Three Identical Strangers is Why the IRB Process Exists

Three Identical Strangers is Why the IRB Process Exists

Three identical Strangers. Image courtesy of CNN Films.

Three identical Strangers. Image courtesy of CNN Films.

Tim Wardle’s 2018 documentary Three Identical Strangers won the U.S. Documentary Special Jury Award for Storytelling at Sundance and it showcases some of the best elements of documentary filmmaking. It also highlights why the IRB process exists in scientific research. Going through an IRB (which stands for Institutional Review Board) is a hassle for most projects, but because of unethical research designs like the one featured in this movie the rest of us are doomed to jump through these hoops forever, apparently.

In my opinion, this kind of subject matter is what the documentary genre is best suited for. It focuses on a narrow but compelling issue or event, featuring interesting people and human drama that illuminates some wider issues (nature vs. nurture, ethics) rather than trying to explain the entire history, social and political implications of, say, a constitutional amendment. I think that documentaries are best-suited for highlighting these weird little human stories, and using them to turn the spotlight on bigger points. And the story of these three identical triplet brothers separated at birth who accidentally discover each other later in life is the perfect material for the medium.

That is an interesting enough hook, but it gets even more interesting when we learn they were intentionally separated and placed in different families by researchers as part of an experiment to assess the impact of parenting styles on genetically identical subjects. If you are looking for a way to get some variation in the independent variable - parenting style and upbringing - while controlling for genetics I could see how an Austrian scientist born on the cusp of World War I might have come up with this design. The problem is that it is terribly unethical; the researchers, as well as the adoption agency, manipulated and played with these peoples’ lives without their consent. Like The Truman Show, they didn’t even know they were in an experiment.

The film suggests that this may have in some way led one of the brothers to commit suicide. That is impossible to know, which also underlines the flaws in the research design. Even if you control for genetic makeup, there are so many potential confounders that could lead one brother to commit suicide and the others not to. Disentangling nature from nurture with any precision remains impossible, and the cost is that you deprived three brothers from growing up together. Maybe in the end, that is what caused Eddie to commit suicide - because he didn’t have the support of his brothers growing up, which would mean the design of the experiment itself caused one of the results.

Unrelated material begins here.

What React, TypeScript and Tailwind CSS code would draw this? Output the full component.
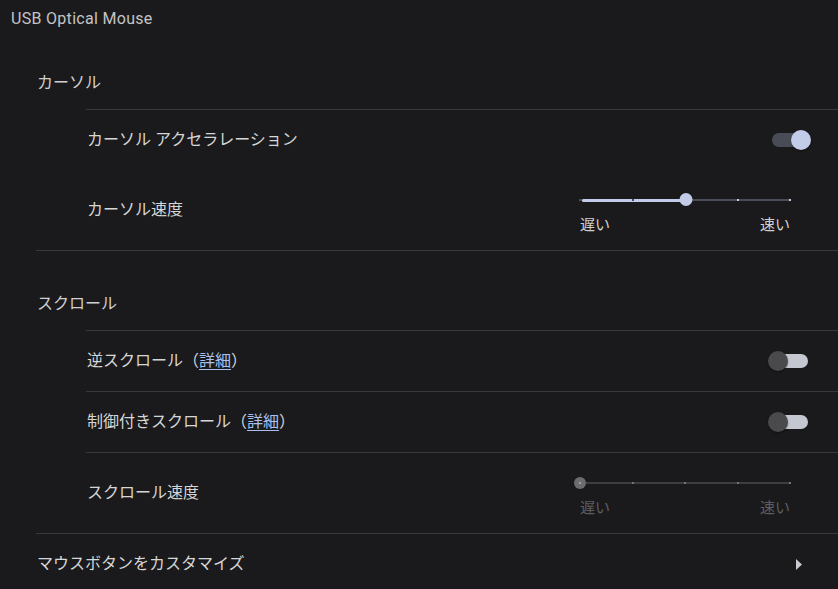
import React from "react";

const FONT = { fontFamily: 'Roboto, "Noto Sans CJK JP", "Noto Sans", sans-serif' };

function Toggle({ on }: { on: boolean }) {
  return (
    <div className="relative h-[20px] w-[43px] shrink-0">
      <div
        className={
          "absolute left-[4px] top-[3px] h-[14px] w-[36px] rounded-full " +
          (on ? "bg-[#484c56]" : "bg-[#c5c8d0]")
        }
      />
      <div
        className={
          "absolute top-0 h-[20px] w-[20px] rounded-full shadow-[0_1px_2px_rgba(0,0,0,0.4)] " +
          (on ? "left-[23px] bg-[#c2cce8]" : "left-0 bg-[#4a4a4d]")
        }
      />
    </div>
  );
}

function Slider({ value, disabled }: { value: number; disabled?: boolean }) {
  const ticks = [0, 1, 2, 3, 4];
  const pct = (i: number) => (i / 4) * 100;
  return (
    <div className="mr-[48px] flex w-[210px] shrink-0 flex-col">
      <div className="relative h-[14px] w-[210px]">
        <div
          className={
            "absolute left-0 right-0 top-[6px] h-[2px] " +
            (disabled ? "bg-[#3d3d40]" : "bg-[#484c56]")
          }
        />
        {!disabled && (
          <div
            className="absolute left-[2px] top-[5.5px] h-[3px] rounded-full bg-[#c2cce8]"
            style={{ width: `calc(${pct(value)}% - 2px)` }}
          />
        )}
        {ticks.map((i) => (
          <div
            key={i}
            className={
              "absolute top-[6px] h-[2px] w-[2px] -translate-x-1/2 " +
              (disabled
                ? "bg-[#747477]"
                : i < value
                ? "bg-[#484c56]"
                : "bg-[#c2cce8]")
            }
            style={{ left: `${pct(i)}%` }}
          />
        ))}
        {disabled ? (
          <div
            className="absolute top-[1px] flex h-[12px] w-[12px] -translate-x-1/2 items-center justify-center rounded-full bg-[#6c6c6f]"
            style={{ left: `${pct(value)}%` }}
          >
            <div className="h-[2px] w-[2px] bg-[#a0a0a3]" />
          </div>
        ) : (
          <div
            className="absolute top-0 h-[13px] w-[13px] -translate-x-1/2 rounded-full bg-[#c2cce8]"
            style={{ left: `calc(${pct(value)}% + 0.5px)` }}
          />
        )}
      </div>
      <div
        className={
          "mt-[8px] flex justify-between text-[15px] leading-[20px] " +
          (disabled ? "text-[#5d5d61]" : "text-[#d0d0d0]")
        }
      >
        <span>遅い</span>
        <span>速い</span>
      </div>
    </div>
  );
}

function Link({ children }: { children: React.ReactNode }) {
  return <span className="text-[#a9c0f0] underline underline-offset-[3px]">{children}</span>;
}

export default function App() {
  return (
    <div className="min-h-[589px] w-full bg-[#1a1a1c] text-[16px] text-[#d6d6d6]" style={FONT}>
      <div className="flex h-[38px] items-center pl-[11px] tracking-[0.3px] text-[#c4c4c4]">USB Optical Mouse</div>

      {/* Cursor section */}
      <div className="ml-[36px]">
        <div className="mt-[15px] flex h-[56px] items-center pl-[1px] pt-[4px] text-[#d0d0d0]">カーソル</div>
        <div className="ml-[50px]">
          <div className="flex h-[61px] items-center justify-between border-t border-[#38383b] pl-[1px] pr-[27px]">
            <span>カーソル アクセラレーション</span>
            <Toggle on />
          </div>
          <div className="flex h-[80px] items-center justify-between pl-[1px]">
            <span>カーソル速度</span>
            <div className="mt-[8px]">
              <Slider value={2} />
            </div>
          </div>
        </div>
      </div>

      {/* Scroll section */}
      <div className="ml-[36px] border-t border-[#38383b]">
        <div className="mt-[23px] flex h-[56px] items-center pl-[1px] pt-[4px] text-[#d0d0d0]">スクロール</div>
        <div className="ml-[50px]">
          <div className="flex h-[61px] items-center justify-between border-t border-[#38383b] pl-[1px] pr-[27px]">
            <span>
              逆スクロール（<Link>詳細</Link>）
            </span>
            <Toggle on={false} />
          </div>
          <div className="flex h-[61px] items-center justify-between border-t border-[#38383b] pl-[1px] pr-[27px]">
            <span>
              制御付きスクロール（<Link>詳細</Link>）
            </span>
            <Toggle on={false} />
          </div>
          <div className="flex h-[81px] items-center justify-between border-t border-[#38383b] pl-[1px]">
            <span>スクロール速度</span>
            <div className="mt-[7px]">
              <Slider value={0} disabled />
            </div>
          </div>
        </div>
      </div>

      <div className="ml-[36px] flex h-[57px] items-center justify-between border-t border-[#38383b] pl-[1px] pr-[36px] pt-[3px]">
        <span>マウスボタンをカスタマイズ</span>
        <svg width="6" height="11" viewBox="0 0 6 11" className="mt-[1px]">
          <path d="M0 0 L6 5.5 L0 11 Z" fill="#c8cad0" />
        </svg>
      </div>
    </div>
  );
}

To prevent things like this from happening, most research projects have to get approval from an Institutional Review Board now. When I did my PhD research, I had to submit it to the IRB at my university in Singapore because I would be conducting fieldwork in Indonesia and speaking to people. The process involved lots of procedural hurdles in which I had to specify which kinds of data I would collect and come up with safeguards to ensure that no one could potentially be harmed by speaking to me.

By IRB standards, it was relatively painless since I wasn’t conducting any sort of biological data collection or anything of that nature, just talking to people. Still it was not a fun process, and much of it was rather pointless bureaucratic diddling. The trade-off between complying with ethical standards (and determining what those standards are in the first place) and achieving the goals of scientific research in a timely or effective manner is not always an easy balance to strike and there is no objectively optimal balance.

But the story of Three Identical Strangers helps us to understand why these IRB safeguards and the IRB process exist in the first place. Because if they didn’t exist, some researchers would be tempted to conduct highly unethical experiments and justify it in the name of scientific inquiry. It’s good to be cognizant of ethical standards and how your research might impact the lives of people in ways you may not have considered. Sure, we can say that when they did the triplet experiment in the 1960s it was a different time but that’s precisely what the IRB is for - to anchor ethical standards to some kind of common form that can be applied across time and space.

I would definitely show this film to graduate students during a methods course, because it drives home the bigger purpose of the IRB process and helps to make sense of it even as you might think it’s overkill to fill out 15 pages of forms and go through multiple reviews and revisions just so you can talk to some government officials in a diner. And that, indeed, is the mark of a truly good documentary film.